## PROBLEM DETAILS
Check each line of the material below for the string "components", then report how many lines have it, and nothing else.

## EXCERPTED DATA
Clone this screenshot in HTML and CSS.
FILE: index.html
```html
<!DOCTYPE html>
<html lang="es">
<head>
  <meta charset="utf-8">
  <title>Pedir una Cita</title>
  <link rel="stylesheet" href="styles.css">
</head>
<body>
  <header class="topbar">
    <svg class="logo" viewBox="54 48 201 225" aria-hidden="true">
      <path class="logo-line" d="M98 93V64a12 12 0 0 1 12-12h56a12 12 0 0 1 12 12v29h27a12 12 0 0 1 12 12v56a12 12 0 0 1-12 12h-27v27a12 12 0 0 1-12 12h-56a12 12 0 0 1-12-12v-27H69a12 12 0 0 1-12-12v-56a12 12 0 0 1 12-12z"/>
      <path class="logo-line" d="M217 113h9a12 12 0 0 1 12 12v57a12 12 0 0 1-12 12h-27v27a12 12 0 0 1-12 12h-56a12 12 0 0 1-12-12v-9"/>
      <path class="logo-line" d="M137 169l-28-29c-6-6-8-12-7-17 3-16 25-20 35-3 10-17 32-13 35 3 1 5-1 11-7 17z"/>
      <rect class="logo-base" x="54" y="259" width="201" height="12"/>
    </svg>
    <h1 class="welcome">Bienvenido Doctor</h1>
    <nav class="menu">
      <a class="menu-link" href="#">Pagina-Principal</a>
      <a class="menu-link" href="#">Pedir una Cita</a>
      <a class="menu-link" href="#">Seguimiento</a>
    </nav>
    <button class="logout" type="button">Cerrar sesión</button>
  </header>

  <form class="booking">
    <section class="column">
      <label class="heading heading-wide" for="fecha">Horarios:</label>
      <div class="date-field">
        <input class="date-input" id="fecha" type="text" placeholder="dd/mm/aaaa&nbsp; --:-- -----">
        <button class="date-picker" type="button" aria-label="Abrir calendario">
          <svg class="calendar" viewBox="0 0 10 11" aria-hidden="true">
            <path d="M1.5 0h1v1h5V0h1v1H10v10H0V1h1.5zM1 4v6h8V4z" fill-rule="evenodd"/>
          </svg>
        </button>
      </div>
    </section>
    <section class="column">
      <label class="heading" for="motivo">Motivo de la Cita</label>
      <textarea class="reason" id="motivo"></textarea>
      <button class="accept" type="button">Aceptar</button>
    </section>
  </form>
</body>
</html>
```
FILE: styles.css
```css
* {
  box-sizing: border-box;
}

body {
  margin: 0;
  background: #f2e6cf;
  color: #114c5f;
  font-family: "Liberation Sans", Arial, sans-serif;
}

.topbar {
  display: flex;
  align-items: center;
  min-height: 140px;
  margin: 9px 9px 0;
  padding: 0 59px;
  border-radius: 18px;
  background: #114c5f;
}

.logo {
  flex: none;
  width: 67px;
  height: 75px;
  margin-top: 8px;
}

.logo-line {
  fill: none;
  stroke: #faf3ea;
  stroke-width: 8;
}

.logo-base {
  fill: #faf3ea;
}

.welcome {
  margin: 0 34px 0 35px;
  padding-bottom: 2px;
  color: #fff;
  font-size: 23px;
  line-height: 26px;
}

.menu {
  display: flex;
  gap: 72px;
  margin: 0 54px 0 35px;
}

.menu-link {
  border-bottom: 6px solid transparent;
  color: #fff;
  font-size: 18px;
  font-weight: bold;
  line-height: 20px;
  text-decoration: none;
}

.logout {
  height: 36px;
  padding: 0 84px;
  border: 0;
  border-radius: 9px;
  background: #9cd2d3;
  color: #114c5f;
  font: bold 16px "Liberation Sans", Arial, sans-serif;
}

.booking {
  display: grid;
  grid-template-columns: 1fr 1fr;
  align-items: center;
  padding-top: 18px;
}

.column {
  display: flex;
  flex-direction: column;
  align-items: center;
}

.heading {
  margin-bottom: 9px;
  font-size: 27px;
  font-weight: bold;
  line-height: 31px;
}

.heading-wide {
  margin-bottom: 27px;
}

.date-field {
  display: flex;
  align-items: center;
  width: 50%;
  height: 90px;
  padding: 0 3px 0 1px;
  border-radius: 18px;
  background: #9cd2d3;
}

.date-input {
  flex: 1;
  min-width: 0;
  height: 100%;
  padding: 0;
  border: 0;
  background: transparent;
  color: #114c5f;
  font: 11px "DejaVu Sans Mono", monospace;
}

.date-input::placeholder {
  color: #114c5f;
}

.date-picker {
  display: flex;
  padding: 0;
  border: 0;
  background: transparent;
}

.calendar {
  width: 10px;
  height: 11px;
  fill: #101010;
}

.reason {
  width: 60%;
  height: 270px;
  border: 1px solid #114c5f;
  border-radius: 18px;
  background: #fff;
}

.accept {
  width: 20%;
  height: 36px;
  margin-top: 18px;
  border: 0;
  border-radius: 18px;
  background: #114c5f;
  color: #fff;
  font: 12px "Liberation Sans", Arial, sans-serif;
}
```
--
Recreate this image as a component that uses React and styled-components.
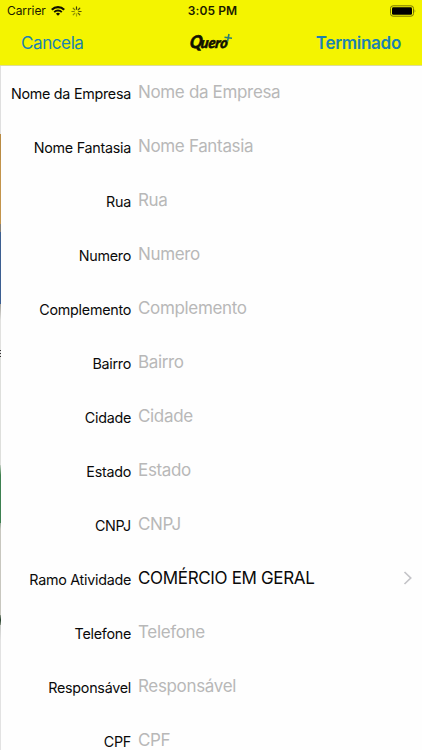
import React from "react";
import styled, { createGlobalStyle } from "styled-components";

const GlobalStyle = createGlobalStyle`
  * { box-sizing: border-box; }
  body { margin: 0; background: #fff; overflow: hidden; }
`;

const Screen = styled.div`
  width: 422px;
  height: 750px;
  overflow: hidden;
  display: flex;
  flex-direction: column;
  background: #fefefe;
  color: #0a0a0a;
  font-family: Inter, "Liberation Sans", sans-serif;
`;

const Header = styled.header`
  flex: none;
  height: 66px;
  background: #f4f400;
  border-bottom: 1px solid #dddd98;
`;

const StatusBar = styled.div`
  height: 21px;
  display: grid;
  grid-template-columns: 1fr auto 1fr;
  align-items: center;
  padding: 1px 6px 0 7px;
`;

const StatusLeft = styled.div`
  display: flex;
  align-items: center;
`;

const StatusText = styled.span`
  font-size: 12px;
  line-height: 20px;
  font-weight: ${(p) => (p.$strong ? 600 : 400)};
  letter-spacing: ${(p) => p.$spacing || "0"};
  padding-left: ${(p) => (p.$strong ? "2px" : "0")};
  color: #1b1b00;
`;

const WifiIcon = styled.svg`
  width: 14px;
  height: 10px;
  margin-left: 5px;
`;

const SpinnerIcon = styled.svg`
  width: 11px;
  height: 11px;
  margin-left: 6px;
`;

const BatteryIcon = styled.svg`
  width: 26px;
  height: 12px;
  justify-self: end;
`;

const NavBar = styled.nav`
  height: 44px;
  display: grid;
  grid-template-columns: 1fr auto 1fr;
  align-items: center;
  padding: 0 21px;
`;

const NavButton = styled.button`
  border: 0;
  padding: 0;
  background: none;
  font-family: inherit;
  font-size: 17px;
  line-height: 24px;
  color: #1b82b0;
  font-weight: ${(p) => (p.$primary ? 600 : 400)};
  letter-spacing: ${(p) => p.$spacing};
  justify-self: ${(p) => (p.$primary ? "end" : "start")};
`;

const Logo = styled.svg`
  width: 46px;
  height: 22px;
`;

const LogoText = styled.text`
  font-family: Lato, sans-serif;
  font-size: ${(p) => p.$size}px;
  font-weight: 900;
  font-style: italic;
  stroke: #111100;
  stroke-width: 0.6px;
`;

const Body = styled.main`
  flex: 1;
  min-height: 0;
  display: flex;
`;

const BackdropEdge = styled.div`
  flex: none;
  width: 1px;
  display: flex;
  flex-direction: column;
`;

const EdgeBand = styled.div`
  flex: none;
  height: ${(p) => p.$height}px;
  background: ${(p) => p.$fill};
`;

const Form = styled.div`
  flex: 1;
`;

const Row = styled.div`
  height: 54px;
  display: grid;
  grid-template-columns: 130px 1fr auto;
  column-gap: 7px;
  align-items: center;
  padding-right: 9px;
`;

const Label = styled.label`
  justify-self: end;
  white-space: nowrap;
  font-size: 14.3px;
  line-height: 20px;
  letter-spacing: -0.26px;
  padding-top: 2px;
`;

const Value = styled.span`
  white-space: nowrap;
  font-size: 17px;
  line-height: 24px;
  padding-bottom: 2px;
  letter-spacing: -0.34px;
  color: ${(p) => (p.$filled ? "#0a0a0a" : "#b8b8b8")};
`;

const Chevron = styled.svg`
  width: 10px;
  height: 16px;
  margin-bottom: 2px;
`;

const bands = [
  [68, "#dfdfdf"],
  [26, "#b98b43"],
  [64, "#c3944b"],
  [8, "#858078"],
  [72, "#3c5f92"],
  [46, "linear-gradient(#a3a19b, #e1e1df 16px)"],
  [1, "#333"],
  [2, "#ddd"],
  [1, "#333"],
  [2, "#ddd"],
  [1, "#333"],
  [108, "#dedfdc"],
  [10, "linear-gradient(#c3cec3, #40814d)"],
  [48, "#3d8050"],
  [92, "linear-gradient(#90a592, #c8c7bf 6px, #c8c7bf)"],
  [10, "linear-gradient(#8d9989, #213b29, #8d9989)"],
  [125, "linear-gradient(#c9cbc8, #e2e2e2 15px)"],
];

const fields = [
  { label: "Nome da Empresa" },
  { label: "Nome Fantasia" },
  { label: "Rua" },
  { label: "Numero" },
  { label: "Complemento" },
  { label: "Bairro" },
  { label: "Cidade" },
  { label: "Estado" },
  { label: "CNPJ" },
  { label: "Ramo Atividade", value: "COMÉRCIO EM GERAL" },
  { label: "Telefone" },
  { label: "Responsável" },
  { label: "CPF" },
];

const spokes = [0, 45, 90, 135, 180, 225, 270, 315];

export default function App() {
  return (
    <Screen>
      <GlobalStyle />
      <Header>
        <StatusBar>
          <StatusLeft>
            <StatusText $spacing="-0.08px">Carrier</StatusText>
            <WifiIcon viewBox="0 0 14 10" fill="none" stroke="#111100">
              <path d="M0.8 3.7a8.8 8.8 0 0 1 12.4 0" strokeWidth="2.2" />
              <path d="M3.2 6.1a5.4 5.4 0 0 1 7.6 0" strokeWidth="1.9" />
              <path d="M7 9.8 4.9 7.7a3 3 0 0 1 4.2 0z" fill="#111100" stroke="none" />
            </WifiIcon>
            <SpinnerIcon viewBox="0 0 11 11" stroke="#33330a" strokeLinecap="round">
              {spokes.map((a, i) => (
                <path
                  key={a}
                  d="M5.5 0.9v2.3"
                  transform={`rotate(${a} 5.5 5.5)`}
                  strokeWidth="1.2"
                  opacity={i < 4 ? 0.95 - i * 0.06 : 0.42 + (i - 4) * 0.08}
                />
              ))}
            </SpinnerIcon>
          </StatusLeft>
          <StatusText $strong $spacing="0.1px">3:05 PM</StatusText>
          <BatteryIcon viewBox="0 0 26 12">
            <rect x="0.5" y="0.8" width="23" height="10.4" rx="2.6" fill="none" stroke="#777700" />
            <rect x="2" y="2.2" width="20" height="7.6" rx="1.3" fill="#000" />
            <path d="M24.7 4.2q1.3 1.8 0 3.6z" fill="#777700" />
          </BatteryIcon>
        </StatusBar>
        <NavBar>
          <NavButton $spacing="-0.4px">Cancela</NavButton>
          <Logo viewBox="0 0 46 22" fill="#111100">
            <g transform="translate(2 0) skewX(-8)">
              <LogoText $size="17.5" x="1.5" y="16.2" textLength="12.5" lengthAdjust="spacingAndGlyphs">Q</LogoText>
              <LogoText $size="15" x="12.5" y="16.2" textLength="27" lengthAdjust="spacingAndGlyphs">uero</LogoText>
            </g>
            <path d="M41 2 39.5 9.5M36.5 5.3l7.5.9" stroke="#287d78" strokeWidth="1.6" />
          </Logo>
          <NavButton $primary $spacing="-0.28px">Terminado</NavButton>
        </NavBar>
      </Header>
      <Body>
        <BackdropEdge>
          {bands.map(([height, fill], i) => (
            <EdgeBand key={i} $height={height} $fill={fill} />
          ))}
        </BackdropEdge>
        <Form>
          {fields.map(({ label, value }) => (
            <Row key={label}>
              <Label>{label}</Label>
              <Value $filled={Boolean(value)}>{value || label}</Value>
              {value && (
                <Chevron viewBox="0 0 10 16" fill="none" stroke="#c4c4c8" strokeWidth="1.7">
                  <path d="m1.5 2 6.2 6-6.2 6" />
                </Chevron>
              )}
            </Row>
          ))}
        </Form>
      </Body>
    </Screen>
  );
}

## ANSWER IN FULL
2